As all of this went down, Will sat quietly, ate a sandwich, and smiled. The fucker is going to win again–perhaps because of the speech he gave at the veto ceremony. Knowing the group was much more likely to vote out Jase, Will went on a tirade, first explaining that he was motivated during season two by the fact that he disliked some people in the house. He then wondered why he wasn’t motivated this season, saying,
“I thought it was because I really like everyone here. I can’t find an individual to hate, because I hate you all. I’m going to ask to be removed from this game by you all. Now, if you refuse to kick me out, I will be throwing every competition, I will throw every HOH, I will throw every POV, and I will throw every food competition. George is on slop, and I will do the best I can to ensure that we all are on slop, unless you get together, have a big group meeting, and vote me out.”
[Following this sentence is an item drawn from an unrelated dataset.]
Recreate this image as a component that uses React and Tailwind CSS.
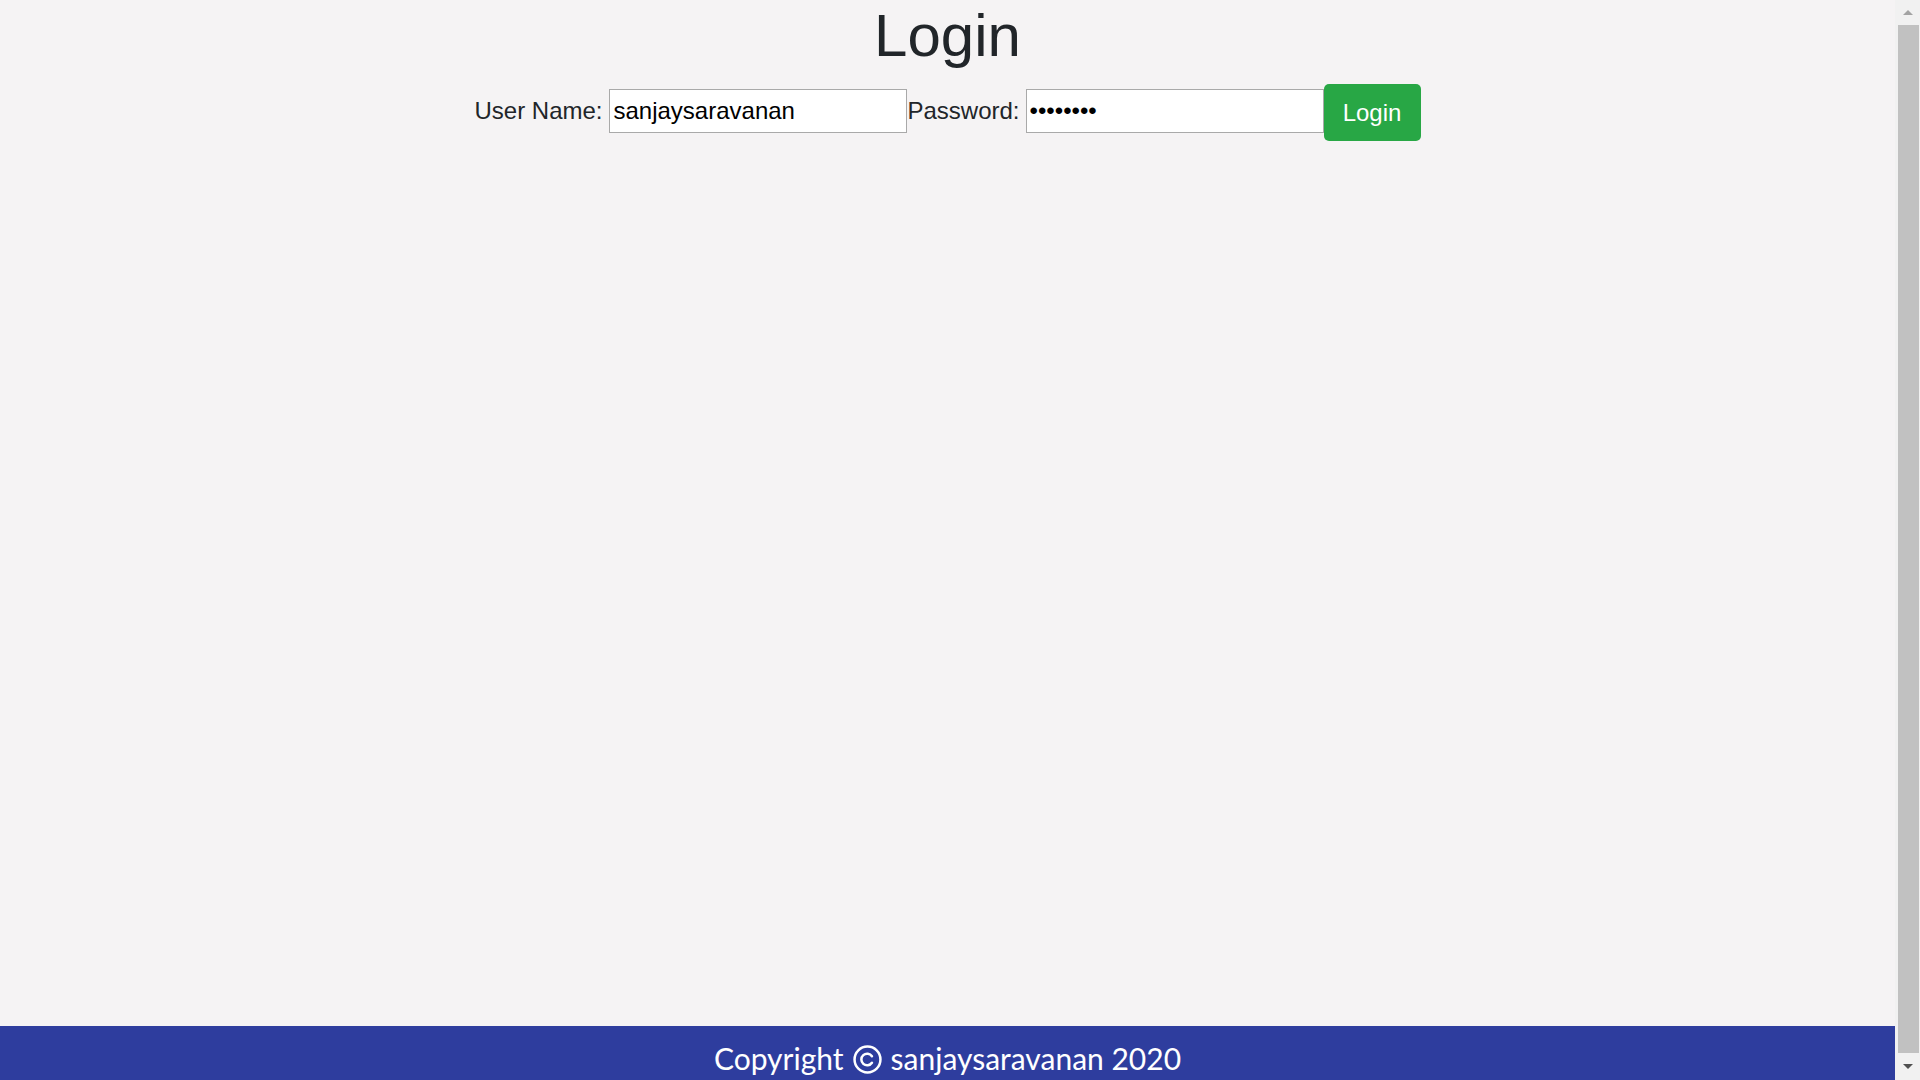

Although the houseguests laughed and smirked while he talked, Will told us later, “I have made the target on my back so giant that it’s become invisible.” And it’s hard not to see how smart he actually is, because he will likely survive this nomination and then coast for weeks.
After Will ranted, George gave a stirring speech about second chances, saying “I’m just honored to be with each and every one of you. You are all-stars, you are all-stars at something in life.” Then he saved himself and kept his chicken ass in the game for at least one more week. If only he could be this interesting all the time.